### The records ###

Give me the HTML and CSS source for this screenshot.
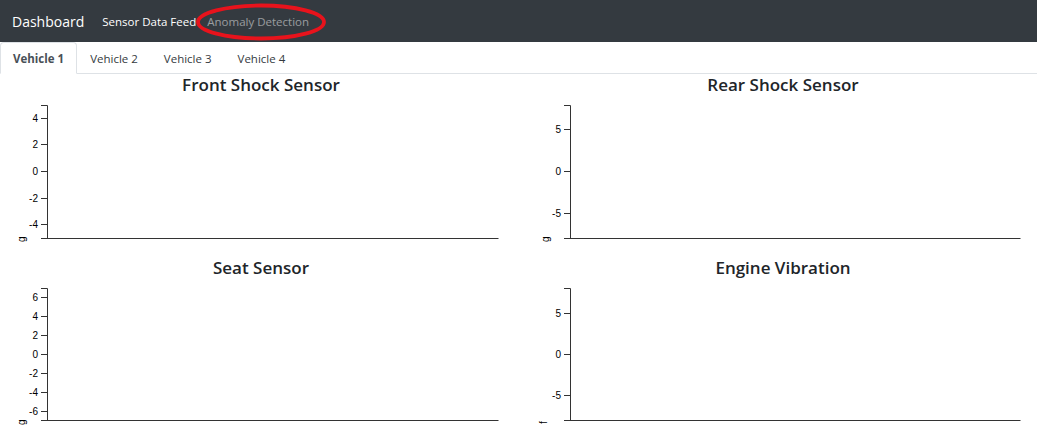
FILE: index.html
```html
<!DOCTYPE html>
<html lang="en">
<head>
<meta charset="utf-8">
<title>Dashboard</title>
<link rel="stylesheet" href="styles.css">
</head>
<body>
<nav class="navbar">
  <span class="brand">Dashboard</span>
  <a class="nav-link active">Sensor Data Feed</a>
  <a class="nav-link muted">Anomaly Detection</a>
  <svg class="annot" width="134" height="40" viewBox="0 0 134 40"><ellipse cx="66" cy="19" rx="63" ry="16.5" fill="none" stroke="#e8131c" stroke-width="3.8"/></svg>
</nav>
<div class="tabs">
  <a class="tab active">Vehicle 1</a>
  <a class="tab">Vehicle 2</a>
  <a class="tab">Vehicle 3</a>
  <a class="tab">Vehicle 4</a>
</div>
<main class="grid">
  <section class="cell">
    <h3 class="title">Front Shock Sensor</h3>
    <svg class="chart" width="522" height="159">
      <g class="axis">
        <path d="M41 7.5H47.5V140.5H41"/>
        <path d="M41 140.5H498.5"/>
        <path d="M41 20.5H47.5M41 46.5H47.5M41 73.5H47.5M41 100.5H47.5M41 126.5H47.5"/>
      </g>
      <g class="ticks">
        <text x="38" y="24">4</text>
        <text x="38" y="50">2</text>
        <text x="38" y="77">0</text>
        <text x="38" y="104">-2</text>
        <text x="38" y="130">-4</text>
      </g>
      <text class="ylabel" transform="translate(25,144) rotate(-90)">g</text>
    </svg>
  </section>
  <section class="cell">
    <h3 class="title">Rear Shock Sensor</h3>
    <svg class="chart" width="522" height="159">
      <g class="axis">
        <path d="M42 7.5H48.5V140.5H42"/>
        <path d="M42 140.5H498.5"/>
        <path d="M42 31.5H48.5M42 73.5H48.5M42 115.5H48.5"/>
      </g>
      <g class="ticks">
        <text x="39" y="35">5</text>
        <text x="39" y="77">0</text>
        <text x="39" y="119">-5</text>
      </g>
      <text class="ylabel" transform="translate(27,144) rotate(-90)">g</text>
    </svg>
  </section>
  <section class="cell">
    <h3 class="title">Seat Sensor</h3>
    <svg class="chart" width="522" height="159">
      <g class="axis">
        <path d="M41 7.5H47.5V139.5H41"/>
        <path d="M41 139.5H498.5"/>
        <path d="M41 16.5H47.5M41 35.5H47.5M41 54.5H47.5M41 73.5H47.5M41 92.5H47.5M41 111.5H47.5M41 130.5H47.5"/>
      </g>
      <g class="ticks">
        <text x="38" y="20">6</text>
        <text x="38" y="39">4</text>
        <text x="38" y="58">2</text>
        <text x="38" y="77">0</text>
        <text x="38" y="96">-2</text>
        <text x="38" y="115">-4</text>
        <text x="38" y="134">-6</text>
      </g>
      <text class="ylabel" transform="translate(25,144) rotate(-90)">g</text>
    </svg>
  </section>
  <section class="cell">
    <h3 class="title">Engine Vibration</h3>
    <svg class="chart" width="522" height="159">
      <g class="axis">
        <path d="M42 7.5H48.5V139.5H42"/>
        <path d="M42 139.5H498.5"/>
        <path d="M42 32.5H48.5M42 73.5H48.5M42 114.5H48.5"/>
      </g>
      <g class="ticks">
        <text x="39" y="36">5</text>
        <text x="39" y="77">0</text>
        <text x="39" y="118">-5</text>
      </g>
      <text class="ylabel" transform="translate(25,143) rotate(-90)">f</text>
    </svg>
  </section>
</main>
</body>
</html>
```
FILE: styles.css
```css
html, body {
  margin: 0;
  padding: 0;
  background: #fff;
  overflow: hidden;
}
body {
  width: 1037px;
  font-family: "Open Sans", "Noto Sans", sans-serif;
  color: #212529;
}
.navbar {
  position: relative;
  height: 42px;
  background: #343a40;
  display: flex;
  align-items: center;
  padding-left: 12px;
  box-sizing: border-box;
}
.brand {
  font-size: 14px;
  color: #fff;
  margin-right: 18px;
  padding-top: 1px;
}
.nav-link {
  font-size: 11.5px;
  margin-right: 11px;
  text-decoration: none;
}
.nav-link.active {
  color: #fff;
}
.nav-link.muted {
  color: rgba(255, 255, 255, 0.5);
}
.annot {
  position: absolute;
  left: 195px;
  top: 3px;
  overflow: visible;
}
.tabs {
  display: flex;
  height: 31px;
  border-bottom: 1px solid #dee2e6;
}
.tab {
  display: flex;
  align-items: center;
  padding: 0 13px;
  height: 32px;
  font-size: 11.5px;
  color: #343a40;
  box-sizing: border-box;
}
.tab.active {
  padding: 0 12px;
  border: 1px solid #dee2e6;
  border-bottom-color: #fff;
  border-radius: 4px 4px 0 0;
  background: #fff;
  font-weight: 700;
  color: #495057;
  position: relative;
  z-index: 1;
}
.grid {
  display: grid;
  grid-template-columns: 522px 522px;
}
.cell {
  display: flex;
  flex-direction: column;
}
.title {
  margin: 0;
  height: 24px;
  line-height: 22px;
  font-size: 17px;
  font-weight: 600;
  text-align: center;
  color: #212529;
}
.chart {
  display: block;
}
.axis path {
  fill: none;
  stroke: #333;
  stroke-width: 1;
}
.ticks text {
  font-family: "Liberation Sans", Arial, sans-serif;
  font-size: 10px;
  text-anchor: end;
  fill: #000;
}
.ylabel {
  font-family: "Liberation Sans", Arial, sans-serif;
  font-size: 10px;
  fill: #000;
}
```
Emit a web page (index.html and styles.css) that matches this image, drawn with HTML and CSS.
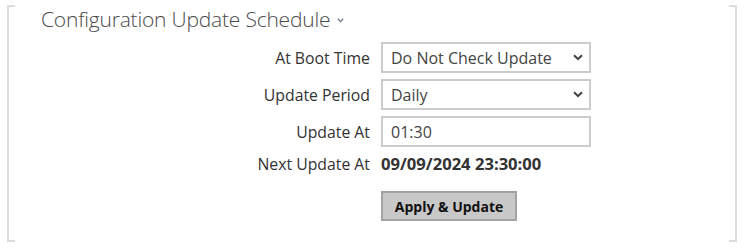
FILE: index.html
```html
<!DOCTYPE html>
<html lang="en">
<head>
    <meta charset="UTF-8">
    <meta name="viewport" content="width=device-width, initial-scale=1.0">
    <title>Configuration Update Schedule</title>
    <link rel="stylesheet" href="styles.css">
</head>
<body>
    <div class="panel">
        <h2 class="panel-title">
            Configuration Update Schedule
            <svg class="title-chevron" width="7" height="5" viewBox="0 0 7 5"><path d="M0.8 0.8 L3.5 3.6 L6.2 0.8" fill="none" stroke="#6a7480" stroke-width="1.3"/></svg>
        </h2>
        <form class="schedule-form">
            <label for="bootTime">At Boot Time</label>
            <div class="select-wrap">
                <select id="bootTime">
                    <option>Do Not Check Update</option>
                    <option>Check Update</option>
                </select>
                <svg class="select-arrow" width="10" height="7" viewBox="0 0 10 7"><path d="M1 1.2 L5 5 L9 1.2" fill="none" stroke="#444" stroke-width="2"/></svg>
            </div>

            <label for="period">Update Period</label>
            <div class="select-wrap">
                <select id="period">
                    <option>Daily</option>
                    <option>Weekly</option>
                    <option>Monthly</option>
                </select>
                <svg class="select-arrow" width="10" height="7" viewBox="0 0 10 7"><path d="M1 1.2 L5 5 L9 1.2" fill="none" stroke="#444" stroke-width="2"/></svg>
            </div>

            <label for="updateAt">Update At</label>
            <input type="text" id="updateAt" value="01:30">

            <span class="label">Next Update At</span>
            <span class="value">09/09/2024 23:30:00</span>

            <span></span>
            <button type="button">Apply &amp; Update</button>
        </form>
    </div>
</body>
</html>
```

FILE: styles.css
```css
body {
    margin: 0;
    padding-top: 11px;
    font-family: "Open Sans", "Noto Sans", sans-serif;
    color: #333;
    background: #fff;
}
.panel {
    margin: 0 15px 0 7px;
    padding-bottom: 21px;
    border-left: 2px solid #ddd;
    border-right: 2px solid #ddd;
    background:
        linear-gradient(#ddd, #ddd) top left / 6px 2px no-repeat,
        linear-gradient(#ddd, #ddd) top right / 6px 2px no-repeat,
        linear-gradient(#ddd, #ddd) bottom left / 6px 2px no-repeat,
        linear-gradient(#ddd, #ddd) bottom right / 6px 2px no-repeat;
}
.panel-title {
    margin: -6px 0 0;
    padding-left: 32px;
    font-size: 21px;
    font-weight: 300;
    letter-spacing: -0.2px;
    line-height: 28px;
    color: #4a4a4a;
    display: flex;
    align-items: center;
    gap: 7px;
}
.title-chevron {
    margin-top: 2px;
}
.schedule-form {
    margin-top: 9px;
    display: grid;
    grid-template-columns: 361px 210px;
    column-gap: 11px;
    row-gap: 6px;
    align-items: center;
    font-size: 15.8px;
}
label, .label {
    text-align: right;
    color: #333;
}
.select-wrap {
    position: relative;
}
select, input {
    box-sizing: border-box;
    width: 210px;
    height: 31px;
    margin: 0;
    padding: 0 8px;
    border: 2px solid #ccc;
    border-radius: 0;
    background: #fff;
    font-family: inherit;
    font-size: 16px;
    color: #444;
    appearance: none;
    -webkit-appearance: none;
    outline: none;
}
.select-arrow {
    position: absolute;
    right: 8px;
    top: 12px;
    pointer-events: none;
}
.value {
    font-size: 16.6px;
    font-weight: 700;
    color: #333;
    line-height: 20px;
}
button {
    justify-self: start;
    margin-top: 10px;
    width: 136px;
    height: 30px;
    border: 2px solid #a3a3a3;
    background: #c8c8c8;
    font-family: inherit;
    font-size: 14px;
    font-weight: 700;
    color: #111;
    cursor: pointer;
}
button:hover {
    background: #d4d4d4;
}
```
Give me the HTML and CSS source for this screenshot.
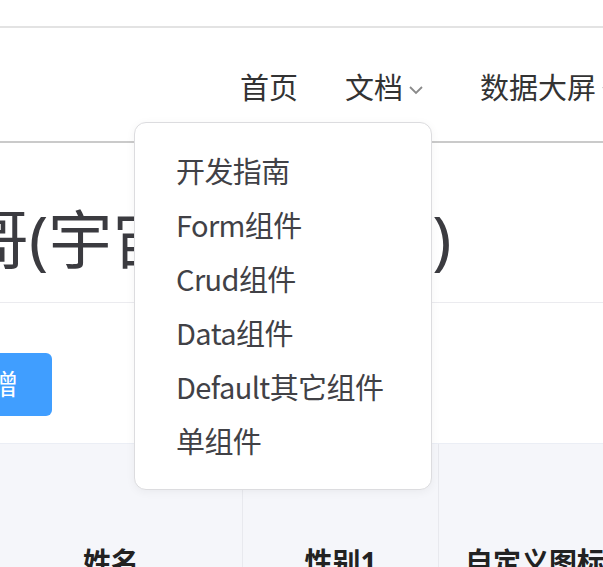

###

Which lines hold the word "styles"? Show each one.

<link rel="stylesheet" href="styles.css">
FILE: styles.css
Emit a web page (index.html and styles.css) that matches this image, drawn with HTML and CSS.
    <link rel="stylesheet" href="styles.css">
FILE: styles.css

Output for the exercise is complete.